Whether dropping Takashi Miike's episode of Masters of Horror was a publicity stunt or a genuine concern for how Showtime viewers would respond to fetuses being plopped into the river like tiny malformed bear turds, it was a mistake.  For one thing, why would they bother getting him involved from over in Japan just to dump his work?  The series, which has gotten more jeers than cheers, could have used a prolific and versatile filmmaker like Miike, one used to working in all different formats - film, video, television - to take advantage of the very limiting constraints of the show's budget.  Although Imprint is nothing exceptional (it's what you'd expect from Miike TV: amazing visuals, gruesome thrills, incest and mutilation and psychosis), it's far more interesting than his disappointing segment of Three Extremes. Billy Drago (here used more effectively than he has been since threatening Fabiana Udenio with rape and murder), playing a journalist who finds "almost everyting strange," spends the night with a deformed prostitute who tells him the grisly tale of his former lover's demise.  As in One Missed Call, things lurk out of shadow in the background and Miike's obsessesion with fucked up family structure comes into play.  The narrative plays out as a series of three different flashbacks, each uncovering more of the girl's perverse history like a Miike-guided Rashomon.  His standard horrific torture scene, his special brand of comedy - there's a classy "pop!" sound effect as a screeching woman gives birth - and all manner of blood and fluids make their way into the hour-long installment.

Interestingly, it turns out Mick Garris created and executive produced Masters of Horror?  No wonder he got to direct some...

 

10.31.06. Brain Damage.

What happened to Frank Henenlotter?  It's been 15 years since his last film, and I'm worried he's not going to make any more movies for no apparent reason, like Robert Bresson or Russ Meyer.  It's strange that his work and reputation seem so neglected by the horror-loving community* (number of Henenlotter titles on Bravo's 130 Scariest Moments?  Zero.)  I know he's now big into B-movie print conservation, but his place is behind the camera making his "weird little movies."

The Basket Case trilogy and Frankenhooker are brilliant, but Brian Damage - which goes head-to-head with Eraserhead in terms of sheer insanity - is his masterpiece.  With it, he found a way to hone the over-the-top innovation of exploitation films (here combining two, the monster movie and the drug film) with an originality and earnestness to the subject matter which makes him arguably more successful at it than, say, John Waters.  Rick Hearst gives a frantic performance as Brian, an average New Yorker who becomes the unwitting tool of Elmer/Aylmar, an ancient brain-eating slug who promises him "a life of colors, music, and euphoria."  Like the torturous boil of How to Get Ahead in Advertising, Aylmar (like all great horror parasites, he resembles a penis and a turd) gains progressive domination of his host by ejaculating "juice" into Brian's brain through a hole in the back of his head, sending him into oblivious ecstasy while Aylmar attacks his victims.  

While Brain Damage is just as hilarious as Dead Alive or Evil Dead 2, Henelotter goes beyond easy laughs to find drama and horror in classic scenes such as the date at the restaurant (it's been hard for me to eat spaghetti and meatballs ever since), the muscle-bound guy in the public shower, the poetic swirling of blood above a bathroom stall, the sad and amazing moment on the flashing el train, and the mind-blowing ending.  And few films can claim anything as audacious and thematically satisfying as the classic blow job/brain-sucking sequence.  The great score, with its allusion to Hermann at the end, permeates throughout, except in the painful detox scene, which has no music at all (except of course "Aylmar's Theme.")

* I have to apologize.  There is a man who cares about Frank Henenlotter, and that's James Gunn: I had forgotten about the Henenlotter Saddle Lodge in Slither.

 

11.1.06. Why Does Herr R Run Amok?.

I'd been avoiding this Fassbinder film for no good reason.
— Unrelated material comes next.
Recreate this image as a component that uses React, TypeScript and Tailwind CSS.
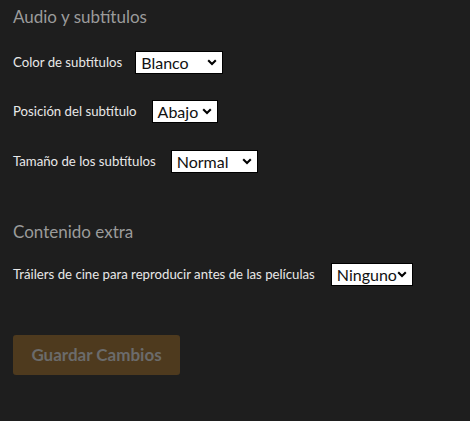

It's funny: this is probably the most stylistically detached of his earlier work. In the first phase of his career, RWF was aggressively experimental, and after the Godard-biting of Love is Colder Than Death, the staginess of Katzelmacher and the formality of Gods of the Plague, Herr R (his first color film, shot in 16mm) is a bolder move into the recognizable Fassbinder approach...even though it's very different from what he would end up doing (stay with me here - I'm trying to figure this out myself.) Kurt Raab plays Kurt Raab, a married engineer with a child who lives a quiet life of family, friends and work. Fassbinder uses the title as a kind of tease: the entire film, I was waiting for Herr R. to start running amok - that anxiety aided by Raab, who looks like the guy on the bus you're watching carefully because you know he's gonna do something (and fans of Satan's Brew know he's capable of excessive mania.)
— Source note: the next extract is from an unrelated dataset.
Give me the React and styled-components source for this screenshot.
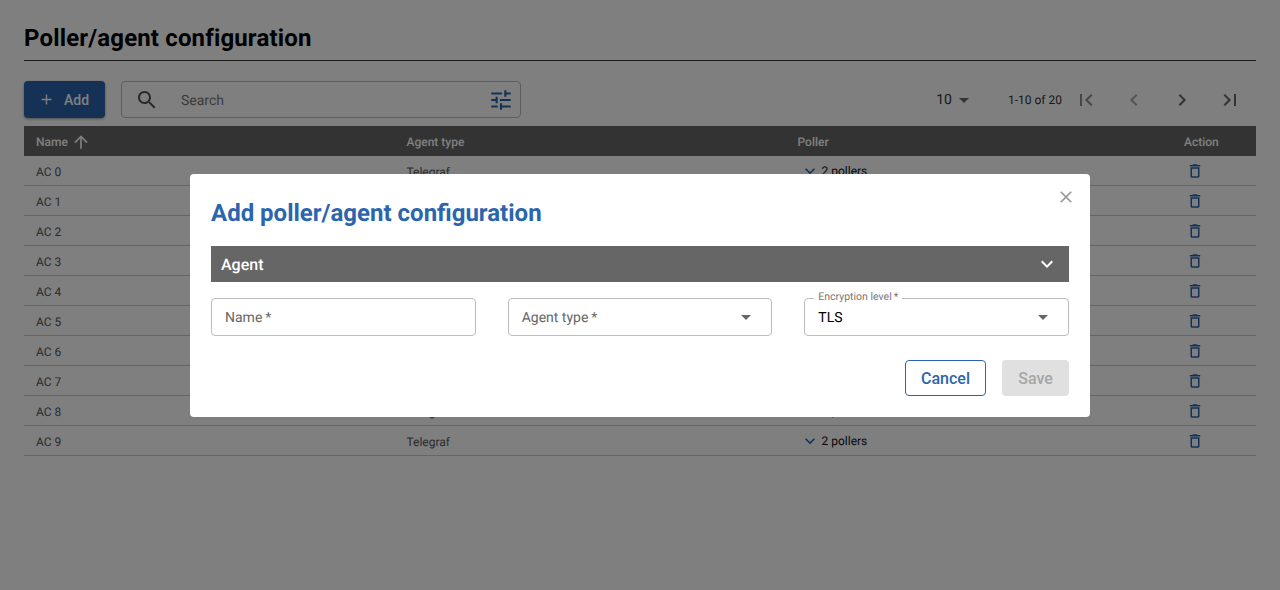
import React from 'react'
import styled, { createGlobalStyle } from 'styled-components'

const GlobalStyle = createGlobalStyle`
  html, body {
    margin: 0;
    padding: 0;
    background: #fff;
    font-family: Roboto, "Liberation Sans", sans-serif;
    text-rendering: geometricPrecision;
  }
  * { box-sizing: border-box; }
`

const Page = styled.div`
  height: 590px;
  padding: 0 24px;
  overflow: hidden;
`

const Title = styled.h1`
  margin: 0;
  height: 61px;
  padding-top: 22px;
  font-size: 24px;
  line-height: 32px;
  font-weight: 700;
  letter-spacing: 0.15px;
  color: #000;
  border-bottom: 1px solid #333;
`

const Toolbar = styled.div`
  display: flex;
  align-items: center;
  height: 37px;
  margin-top: 20px;
`

const AddButton = styled.button`
  display: flex;
  align-items: center;
  width: 81px;
  height: 37px;
  padding: 0 0 0 14px;
  border: none;
  border-radius: 4px;
  background: #2b65ad;
  color: #fff;
  font-family: inherit;
  font-size: 14px;
  font-weight: 500;
  box-shadow: 0 1px 3px rgba(0, 0, 0, 0.4);
  gap: 9px;
`

const SearchBox = styled.div`
  display: flex;
  align-items: center;
  width: 400px;
  height: 37px;
  margin-left: 16px;
  padding: 0 6px 0 13px;
  border: 1px solid #bbb;
  border-radius: 4px;
`

const SearchText = styled.span`
  flex: 1;
  margin-left: 22px;
  padding-top: 2px;
  font-size: 14px;
  color: #777;
`

const Pager = styled.div`
  display: flex;
  align-items: center;
  margin-left: auto;
  color: #333;
`

const PageSize = styled.div`
  display: flex;
  align-items: center;
  font-size: 14px;
  margin-right: 32px;
`

const Range = styled.span`
  font-size: 12px;
  margin-right: 12px;
`

const PagerIcons = styled.div`
  display: flex;
  gap: 24px;
  margin-right: 14px;
`

const Table = styled.div`
  margin-top: 8px;
`

const Row = styled.div`
  display: grid;
  grid-template-columns: 370.5px 391px 386.5px 84px;
  align-items: center;
  height: 30px;
  font-size: 12px;
  color: #555;
  border-bottom: 1px solid #ccc;
`

const HeadRow = styled(Row)`
  background: #666;
  color: #fff;
  font-weight: 500;
  border-bottom: none;
`

const Cell = styled.div`
  display: flex;
  align-items: center;
  padding: 1px 0 0 12px;
`

const BodyCell = styled(Cell)`
  padding-top: 3px;
`

const SortArrow = styled.span`
  display: flex;
  margin-left: 3px;
`

const PollerCell = styled(Cell)`
  color: #111;
  padding: 0 0 0 14.5px;
  gap: 1.5px;
`

const ActionCell = styled(Cell)`
  padding: 0 0 0 14px;
`

const Overlay = styled.div`
  position: fixed;
  inset: 0;
  display: flex;
  align-items: center;
  justify-content: center;
  background: rgba(0, 0, 0, 0.5);
`

const Modal = styled.div`
  position: relative;
  width: 900px;
  height: 243px;
  padding: 21px;
  background: #fff;
  border-radius: 4px;
`

const CloseButton = styled.div`
  position: absolute;
  top: 13px;
  right: 14px;
  display: flex;
  color: #9a9a9a;
`

const ModalTitle = styled.h2`
  margin: 0;
  height: 36px;
  font-size: 24px;
  line-height: 36px;
  font-weight: 700;
  color: #2b65ad;
`

const SectionBar = styled.div`
  display: flex;
  align-items: center;
  justify-content: space-between;
  height: 36px;
  margin-top: 15px;
  padding: 0 10px;
  background: #666;
  color: #fff;
  font-size: 16px;
  font-weight: 500;
`

const SectionLabel = styled.span`
  padding-top: 1px;
`

const Fields = styled.div`
  display: grid;
  grid-template-columns: repeat(3, 1fr);
  gap: 32px;
  margin-top: 16px;
`

const Field = styled.div`
  position: relative;
  display: flex;
  align-items: center;
  justify-content: space-between;
  height: 38px;
  padding: 0 13px;
  border: 1px solid #bdbdbd;
  border-radius: 4px;
  font-size: 14px;
  color: #666;
`

const FieldHint = styled.span`
  padding-top: 2px;
`

const FieldValue = styled.span`
  padding-top: 2px;
  color: #000;
  font-size: 14px;
`

const FloatLabel = styled.span`
  position: absolute;
  top: -9px;
  left: 9px;
  padding: 0 4px;
  background: #fff;
  font-size: 10.5px;
  line-height: 14px;
  color: #777;
`

const Actions = styled.div`
  display: flex;
  justify-content: flex-end;
  gap: 16px;
  margin-top: 24px;
`

const ActionButton = styled.button`
  height: 36px;
  padding: 1px 0 0;
  border-radius: 4px;
  font-family: inherit;
  font-size: 16px;
  font-weight: 500;
  width: ${(p) => (p.$primary ? '67px' : '81px')};
  border: ${(p) => (p.$primary ? 'none' : '1px solid #2b65ad')};
  background: ${(p) => (p.$primary ? '#e0e0e0' : '#fff')};
  color: ${(p) => (p.$primary ? '#a6a6a6' : '#2b65ad')};
`

const Icon = ({ d, size = 24, color = 'currentColor' }) => (
  <svg width={size} height={size} viewBox="0 0 24 24" fill={color} style={{ display: 'block' }}>
    <path d={d} />
  </svg>
)

const paths = {
  plus: 'M19 13h-6v6h-2v-6H5v-2h6V5h2v6h6v2z',
  search: 'M15.5 14h-.79l-.28-.27C15.41 12.59 16 11.11 16 9.5 16 5.91 13.09 3 9.5 3S3 5.91 3 9.5 5.91 16 9.5 16c1.61 0 3.09-.59 4.23-1.57l.27.28v.79l5 4.99L20.49 19l-4.99-5zm-6 0C7.01 14 5 11.99 5 9.5S7.01 5 9.5 5 14 7.01 14 9.5 11.99 14 9.5 14z',
  tune: 'M3 17v2h6v-2H3zM3 5v2h10V5H3zm10 16v-2h8v-2h-8v-2h-2v6h2zM7 9v2H3v2h4v2h2V9H7zm14 4v-2H11v2h10zm-6-4h2V7h4V5h-4V3h-2v6z',
  drop: 'M7 10l5 5 5-5z',
  first: 'M18.41 16.59L13.82 12l4.59-4.59L17 6l-6 6 6 6zM6 6h2v12H6z',
  prev: 'M15.41 7.41L14 6l-6 6 6 6 1.41-1.41L10.83 12z',
  next: 'M10 6L8.59 7.41 13.17 12l-4.58 4.59L10 18l6-6z',
  last: 'M5.59 7.41L10.18 12l-4.59 4.59L7 18l6-6-6-6zM16 6h2v12h-2z',
  up: 'M4 12l1.41 1.41L11 7.83V20h2V7.83l5.58 5.59L20 12l-8-8-8 8z',
  down: 'M16.59 8.59L12 13.17 7.41 8.59 6 10l6 6 6-6z',
  trash: 'M6 19c0 1.1.9 2 2 2h8c1.1 0 2-.9 2-2V7H6v12zM8 9h8v10H8V9zm7.5-5l-1-1h-5l-1 1H5v2h14V4z',
  close: 'M19 6.41L17.59 5 12 10.59 6.41 5 5 6.41 10.59 12 5 17.59 6.41 19 12 13.41 17.59 19 19 17.59 13.41 12z',
}

const rows = [0, 1, 2, 3, 4, 5, 6, 7, 8, 9]

export default function App() {
  return (
    <Page>
      <GlobalStyle />
      <Title>Poller/agent configuration</Title>
      <Toolbar>
        <AddButton>
          <Icon d={paths.plus} size={17} />
          Add
        </AddButton>
        <SearchBox>
          <Icon d={paths.search} color="#555" />
          <SearchText>Search</SearchText>
          <Icon d={paths.tune} color="#2b65ad" size={26} />
        </SearchBox>
        <Pager>
          <PageSize>
            10
            <Icon d={paths.drop} color="#666" />
          </PageSize>
          <Range>1-10 of 20</Range>
          <PagerIcons>
            <Icon d={paths.first} color="#8c8c8c" />
            <Icon d={paths.prev} color="#a8a8a8" />
            <Icon d={paths.next} color="#666" />
            <Icon d={paths.last} color="#666" />
          </PagerIcons>
        </Pager>
      </Toolbar>
      <Table>
        <HeadRow>
          <Cell>
            Name
            <SortArrow>
              <Icon d={paths.up} size={20} />
            </SortArrow>
          </Cell>
          <Cell>Agent type</Cell>
          <Cell>Poller</Cell>
          <Cell>Action</Cell>
        </HeadRow>
        {rows.map((n) => (
          <Row key={n}>
            <BodyCell>AC {n}</BodyCell>
            <BodyCell>Telegraf</BodyCell>
            <PollerCell>
              <Icon d={paths.down} size={20} color="#2b65ad" />
              2 pollers
            </PollerCell>
            <ActionCell>
              <Icon d={paths.trash} size={18} color="#2b65ad" />
            </ActionCell>
          </Row>
        ))}
      </Table>
      <Overlay>
        <Modal>
          <CloseButton>
            <Icon d={paths.close} size={20} />
          </CloseButton>
          <ModalTitle>Add poller/agent configuration</ModalTitle>
          <SectionBar>
            <SectionLabel>Agent</SectionLabel>
            <Icon d={paths.down} />
          </SectionBar>
          <Fields>
            <Field>
              <FieldHint>Name{'\u2009'}*</FieldHint>
            </Field>
            <Field>
              <FieldHint>Agent type{'\u2009'}*</FieldHint>
              <Icon d={paths.drop} color="#666" />
            </Field>
            <Field>
              <FloatLabel>Encryption level{'\u2009'}*</FloatLabel>
              <FieldValue>TLS</FieldValue>
              <Icon d={paths.drop} color="#666" />
            </Field>
          </Fields>
          <Actions>
            <ActionButton>Cancel</ActionButton>
            <ActionButton $primary>Save</ActionButton>
          </Actions>
        </Modal>
      </Overlay>
    </Page>
  )
}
But the film, which is made up of roughly a dozen scenes shot on hand-held camera and graviates unfocusedly from person to person (often not staying on the character speaking, or Herr R., or the main action of the scene) made a deliberate attempt to capture very little. Dreary office routines, get-togethers centered on inane chatter in the living room, parent conferences at the child's school...in other words, everyday life. Fassbinder referred to this as a "disgusting" film, and it's clear that he finds this ritualistic mediocrity unbearable. The movie suggests an escape to an almost childlike state of carelessness and irrationality, the same kind that fueled the passion of its director: the title should be Why Did Herr F Run Amok? That this theory of liberated regression would lead to murder and suicide (and who watching one of Fassbinder's movies hasn't fantasized of braining Irm Hermann mid-sentence?) is played out like an exquisite rapture: Raab even gets the camera's attention and it follows him around, as though the previously bored and restless Fassbinder lens was suddenly captivated. Although the movie is more of a stepping stone to greater works, there are scenes that rank with the director's finest, especially one in the record store where Raab is trying to describe the song he liked to a pair of giggling clerks.